Boa parte dos estudos indica que o hidrogênio verde será realidade na próxima década. Para André Clark, é provável que haja uma aceleração devido à combinação de alguns fatores: rápida evolução tecnológica, demanda crescente pela descarbonização do meio ambiente e elevada disponibilidade de capital para projetos sustentáveis.

“Nós já vimos que a tecnologia anda muito mais rápido que o esperado, os países querem se livrar do carvão para cumprir o Acordo de Paris e o custo de capital para projetos ESG vai ser extremamente competitivo. Eu acredito que em um prazo entre três e cinco anos haverá um conjunto muito grande de projetos”. 

O especialista compara o rápido desenvolvimento e crescimento dos mercados de energia eólica e solar ao longo caminho percorrido pelas hidrelétricas. “A energia eólica já representa 14% da matriz energética brasileira em dez anos. Os prazos estão menores hoje”, ratifica Clark. 

De acordo com Agnes da Costa, o MME procurou mapear as demandas de mais rápida resposta para o hidrogênio verde. A executiva acredita que o uso na produção de fertilizantes é um bom exemplo; com um pouco mais de tempo, também será viável como combustível de transportes e para o funcionamento de siderúrgicas. 

Em alguns anos, o hidrogênio verde já deverá ser utilizado como combustível em modais de transporte. Foto: David Prado Perucha/Envato

Para o diretor geral da Siemens Energy Brazil, a criação de um mercado global de hidrogênio verde é uma grande oportunidade para o país, já que a expansão das energias renováveis atualmente é limitada pela demanda doméstica. “Se o Brasil começar a exportar energia renovável na forma de hidrogênio e seus derivados, não haverá limite. Vamos ganhar escala porque há um efeito de segunda ordem: fertilizante verde, soja verde, aço verde etc.”. 

Danielle Valois indica que existe um consenso mundial de que a competitividade dos projetos de hidrogênio verde depende de incentivos, pelo menos em um primeiro momento. “Há também a tendência de que o carbono seja cada vez mais taxado, o que vai encarecer os projetos com altas emissões e ajudar a equiparar os custos com os projetos limpos”, afirma.

No Reino Unido, por exemplo, discute-se a adoção de um mecanismo chamado contract for difference, nos quais o governo arcaria com a diferença de custo do projeto verde em relação a um projeto com emissões de carbono. “A expectativa é que para os primeiros projetos os subsídios sejam oferecidos caso a caso”, explica Valois. 

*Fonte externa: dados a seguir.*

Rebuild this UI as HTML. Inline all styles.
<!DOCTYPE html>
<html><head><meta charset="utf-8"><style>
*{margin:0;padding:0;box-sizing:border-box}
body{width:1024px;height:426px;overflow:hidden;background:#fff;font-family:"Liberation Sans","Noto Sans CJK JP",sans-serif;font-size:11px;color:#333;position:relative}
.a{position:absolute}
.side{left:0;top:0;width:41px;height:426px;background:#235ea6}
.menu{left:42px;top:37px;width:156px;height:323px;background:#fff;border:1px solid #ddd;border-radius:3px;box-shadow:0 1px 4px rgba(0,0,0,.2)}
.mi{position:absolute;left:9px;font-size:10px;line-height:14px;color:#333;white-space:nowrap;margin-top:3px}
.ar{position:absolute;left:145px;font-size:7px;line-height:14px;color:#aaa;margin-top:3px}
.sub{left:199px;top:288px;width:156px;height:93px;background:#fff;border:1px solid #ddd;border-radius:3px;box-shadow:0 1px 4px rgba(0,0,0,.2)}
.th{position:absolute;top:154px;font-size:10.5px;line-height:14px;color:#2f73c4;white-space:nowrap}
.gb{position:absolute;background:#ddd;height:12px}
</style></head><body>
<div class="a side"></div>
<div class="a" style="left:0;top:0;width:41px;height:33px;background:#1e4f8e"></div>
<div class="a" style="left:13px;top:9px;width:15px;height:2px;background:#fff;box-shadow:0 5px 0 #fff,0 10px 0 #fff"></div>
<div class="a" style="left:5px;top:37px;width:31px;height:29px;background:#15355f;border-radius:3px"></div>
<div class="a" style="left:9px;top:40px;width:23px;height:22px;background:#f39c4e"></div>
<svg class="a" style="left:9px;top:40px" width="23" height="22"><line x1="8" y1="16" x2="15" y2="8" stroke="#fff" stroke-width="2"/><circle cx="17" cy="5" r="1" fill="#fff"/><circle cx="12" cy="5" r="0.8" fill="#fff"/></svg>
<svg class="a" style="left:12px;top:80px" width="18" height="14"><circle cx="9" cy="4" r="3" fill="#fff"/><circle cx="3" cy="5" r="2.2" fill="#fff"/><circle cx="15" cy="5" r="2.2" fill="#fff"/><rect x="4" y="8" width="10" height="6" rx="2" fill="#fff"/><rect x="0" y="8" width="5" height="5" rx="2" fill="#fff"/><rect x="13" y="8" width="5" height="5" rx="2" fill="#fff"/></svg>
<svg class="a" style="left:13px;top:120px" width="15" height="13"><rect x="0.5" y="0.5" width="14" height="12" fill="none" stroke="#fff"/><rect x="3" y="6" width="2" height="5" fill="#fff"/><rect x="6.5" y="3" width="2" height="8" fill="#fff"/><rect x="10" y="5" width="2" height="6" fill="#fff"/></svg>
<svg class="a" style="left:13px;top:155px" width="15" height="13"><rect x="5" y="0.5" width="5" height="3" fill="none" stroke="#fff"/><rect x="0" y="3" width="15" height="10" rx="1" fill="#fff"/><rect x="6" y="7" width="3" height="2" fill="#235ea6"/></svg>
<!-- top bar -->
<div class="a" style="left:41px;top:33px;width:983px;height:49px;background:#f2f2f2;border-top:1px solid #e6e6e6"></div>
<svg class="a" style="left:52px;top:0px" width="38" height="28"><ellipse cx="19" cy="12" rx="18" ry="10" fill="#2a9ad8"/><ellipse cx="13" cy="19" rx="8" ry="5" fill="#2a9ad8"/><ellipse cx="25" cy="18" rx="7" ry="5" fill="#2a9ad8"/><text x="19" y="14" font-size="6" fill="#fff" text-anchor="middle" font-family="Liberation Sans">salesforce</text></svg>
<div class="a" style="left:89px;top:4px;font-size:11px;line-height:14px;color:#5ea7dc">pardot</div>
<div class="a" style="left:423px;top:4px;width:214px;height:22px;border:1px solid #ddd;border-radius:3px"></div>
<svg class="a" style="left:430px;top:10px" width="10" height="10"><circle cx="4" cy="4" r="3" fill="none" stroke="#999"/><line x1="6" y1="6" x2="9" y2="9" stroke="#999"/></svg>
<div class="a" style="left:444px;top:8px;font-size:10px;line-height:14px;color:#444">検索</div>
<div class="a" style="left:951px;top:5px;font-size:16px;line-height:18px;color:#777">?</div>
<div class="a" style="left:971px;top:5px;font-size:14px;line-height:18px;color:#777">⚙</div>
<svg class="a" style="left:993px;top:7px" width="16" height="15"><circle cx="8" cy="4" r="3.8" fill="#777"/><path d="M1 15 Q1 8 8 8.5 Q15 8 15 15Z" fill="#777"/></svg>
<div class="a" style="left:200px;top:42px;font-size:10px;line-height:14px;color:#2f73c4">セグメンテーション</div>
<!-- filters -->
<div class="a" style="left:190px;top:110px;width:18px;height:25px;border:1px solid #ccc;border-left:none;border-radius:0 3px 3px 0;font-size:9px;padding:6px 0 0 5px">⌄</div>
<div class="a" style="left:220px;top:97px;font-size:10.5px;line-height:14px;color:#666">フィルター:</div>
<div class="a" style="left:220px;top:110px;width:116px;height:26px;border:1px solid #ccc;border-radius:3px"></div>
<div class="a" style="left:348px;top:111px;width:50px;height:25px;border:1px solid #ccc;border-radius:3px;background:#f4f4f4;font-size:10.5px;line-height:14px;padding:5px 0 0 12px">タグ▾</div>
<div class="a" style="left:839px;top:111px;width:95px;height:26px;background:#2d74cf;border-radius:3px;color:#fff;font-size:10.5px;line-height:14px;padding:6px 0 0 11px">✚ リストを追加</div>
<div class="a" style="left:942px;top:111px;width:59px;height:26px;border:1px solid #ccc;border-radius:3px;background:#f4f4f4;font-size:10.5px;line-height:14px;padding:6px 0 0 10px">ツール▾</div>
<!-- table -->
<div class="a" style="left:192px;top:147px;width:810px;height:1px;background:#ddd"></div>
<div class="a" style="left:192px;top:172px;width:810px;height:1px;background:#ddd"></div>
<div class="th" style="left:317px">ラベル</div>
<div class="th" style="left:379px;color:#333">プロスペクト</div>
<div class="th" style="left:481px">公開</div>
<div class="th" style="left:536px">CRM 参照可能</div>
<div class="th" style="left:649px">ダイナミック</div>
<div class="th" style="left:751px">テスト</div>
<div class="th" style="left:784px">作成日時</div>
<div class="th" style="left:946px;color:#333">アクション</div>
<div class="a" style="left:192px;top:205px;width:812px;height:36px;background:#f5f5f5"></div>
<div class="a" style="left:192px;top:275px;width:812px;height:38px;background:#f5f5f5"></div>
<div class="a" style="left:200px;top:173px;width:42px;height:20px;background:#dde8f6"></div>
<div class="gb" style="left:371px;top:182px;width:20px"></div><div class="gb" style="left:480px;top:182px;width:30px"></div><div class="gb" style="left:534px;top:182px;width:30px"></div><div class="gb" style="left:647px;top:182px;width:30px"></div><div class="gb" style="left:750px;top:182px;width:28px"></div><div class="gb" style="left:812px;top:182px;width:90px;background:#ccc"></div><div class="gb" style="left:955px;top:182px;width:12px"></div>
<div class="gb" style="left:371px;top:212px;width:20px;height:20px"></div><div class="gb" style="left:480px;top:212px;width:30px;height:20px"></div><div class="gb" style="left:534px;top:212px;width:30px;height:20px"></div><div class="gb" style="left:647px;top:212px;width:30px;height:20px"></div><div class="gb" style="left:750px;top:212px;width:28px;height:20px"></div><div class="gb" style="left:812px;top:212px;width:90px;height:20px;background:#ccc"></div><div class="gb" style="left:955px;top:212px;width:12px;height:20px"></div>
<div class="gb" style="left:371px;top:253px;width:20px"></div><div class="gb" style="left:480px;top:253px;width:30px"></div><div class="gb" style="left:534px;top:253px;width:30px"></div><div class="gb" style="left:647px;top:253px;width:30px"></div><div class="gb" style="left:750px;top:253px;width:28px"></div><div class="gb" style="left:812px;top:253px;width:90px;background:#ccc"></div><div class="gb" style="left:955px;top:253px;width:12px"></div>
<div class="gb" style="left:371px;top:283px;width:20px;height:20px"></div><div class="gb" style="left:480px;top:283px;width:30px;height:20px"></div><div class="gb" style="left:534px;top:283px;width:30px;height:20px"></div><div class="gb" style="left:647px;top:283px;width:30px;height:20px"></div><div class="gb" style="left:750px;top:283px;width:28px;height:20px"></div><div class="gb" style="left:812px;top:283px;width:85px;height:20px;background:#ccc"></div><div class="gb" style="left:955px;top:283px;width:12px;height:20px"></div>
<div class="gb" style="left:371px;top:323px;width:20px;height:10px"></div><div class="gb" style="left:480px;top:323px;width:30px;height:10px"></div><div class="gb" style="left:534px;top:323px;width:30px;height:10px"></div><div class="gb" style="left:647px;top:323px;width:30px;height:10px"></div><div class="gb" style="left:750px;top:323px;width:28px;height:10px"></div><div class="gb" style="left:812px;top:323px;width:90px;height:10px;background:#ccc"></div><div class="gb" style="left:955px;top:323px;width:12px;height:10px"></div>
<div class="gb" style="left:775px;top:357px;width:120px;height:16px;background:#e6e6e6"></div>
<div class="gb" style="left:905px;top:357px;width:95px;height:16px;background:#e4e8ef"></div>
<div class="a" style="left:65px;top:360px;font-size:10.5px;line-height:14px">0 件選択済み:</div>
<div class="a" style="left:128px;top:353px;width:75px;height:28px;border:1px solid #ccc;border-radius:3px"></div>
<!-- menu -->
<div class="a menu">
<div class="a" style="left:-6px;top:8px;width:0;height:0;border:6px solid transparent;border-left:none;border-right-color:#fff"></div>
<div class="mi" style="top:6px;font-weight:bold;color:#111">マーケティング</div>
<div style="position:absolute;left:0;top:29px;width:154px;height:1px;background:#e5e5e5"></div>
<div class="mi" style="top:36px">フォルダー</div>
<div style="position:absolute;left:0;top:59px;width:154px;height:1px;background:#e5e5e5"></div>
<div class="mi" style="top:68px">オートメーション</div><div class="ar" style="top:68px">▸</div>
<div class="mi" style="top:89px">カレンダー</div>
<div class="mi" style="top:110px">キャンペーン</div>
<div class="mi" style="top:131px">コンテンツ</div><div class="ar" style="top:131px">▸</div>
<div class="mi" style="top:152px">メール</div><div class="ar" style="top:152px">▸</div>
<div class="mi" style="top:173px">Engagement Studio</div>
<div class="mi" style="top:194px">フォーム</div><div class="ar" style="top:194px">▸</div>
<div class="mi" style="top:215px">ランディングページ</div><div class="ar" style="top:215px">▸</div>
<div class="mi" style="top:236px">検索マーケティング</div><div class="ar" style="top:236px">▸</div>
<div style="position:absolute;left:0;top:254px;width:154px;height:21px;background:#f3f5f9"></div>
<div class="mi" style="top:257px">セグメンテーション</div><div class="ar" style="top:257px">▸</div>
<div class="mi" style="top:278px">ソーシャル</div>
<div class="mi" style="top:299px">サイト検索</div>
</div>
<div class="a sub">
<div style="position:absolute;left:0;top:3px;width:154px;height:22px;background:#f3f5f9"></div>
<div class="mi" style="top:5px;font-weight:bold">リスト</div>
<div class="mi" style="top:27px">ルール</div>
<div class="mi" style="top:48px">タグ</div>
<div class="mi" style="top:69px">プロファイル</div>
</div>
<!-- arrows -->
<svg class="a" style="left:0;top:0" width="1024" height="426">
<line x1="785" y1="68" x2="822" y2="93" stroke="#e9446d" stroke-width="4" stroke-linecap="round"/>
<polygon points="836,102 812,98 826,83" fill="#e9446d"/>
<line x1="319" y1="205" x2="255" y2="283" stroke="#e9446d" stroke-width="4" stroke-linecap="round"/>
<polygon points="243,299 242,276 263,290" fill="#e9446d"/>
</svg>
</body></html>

A União Europeia já anunciou vultosos investimentos. Em maio, a Alemanha selecionou 62 projetos que, se aprovados pela Comissão Europeia, receberão aportes de € 8 bilhões. “Os alemães também vão destinar € 2 bilhões para projetos em outros países, com exportação para uso local”, complementa Gabriela Bezerra. 

“No Brasil, é possível que os incentivos sejam inspirados no que foi feito com as energias de fontes renováveis. O governo já informou que também vem conversando com o BNDES sobre linhas de financiamento”, indica Valois.

De olho no crescimento do mercado, a Siemens Energy implementou um hub de hidrogênio verde na América Latina, cuja equipe fica baseada na sede corporativa da empresa no Brasil, em São Paulo. “Atuamos em todas as etapas do projeto: estratégia, viabilidade, engenharia, execução. Temos geradores, linhas de transmissão, turbinas e hidrolisadores”, conta André Clark.

A companhia também estabeleceu uma parceria com o Centro de Pesquisas de Energia Elétrica da Eletrobras para estudar o ciclo tecnológico do hidrogênio no Brasil. “São várias ideias em curso. Uma delas é o diesel verde, obtido ao se adicionar hidrogênio limpo em qualquer óleo vegetal. Até combustível para aviação já estamos desenhando”, revela o executivo.

Para a sócia de Energia e Infraestrutura do escritório Trench, Rossi e Watanabe Advogados, com a privatização da Eletrobras, “a tendência é que o processo de tomada de decisão seja mais ágil, além do apetite maior para riscos, o que é importante para projetos como os de hidrogênio verde, cuja competitividade econômica no curto prazo ainda está sendo testada”.

Um último ponto destacado por Danielle Valois são os critérios de certificação: “Ainda não há uma definição de como será a metodologia para certificação dos projetos de hidrogênio verde, mas com um mercado global se estruturando, é importante que os países estejam atentos às tendências internacionais para viabilizar os investimentos estrangeiros e o acesso a outros mercados”, finaliza.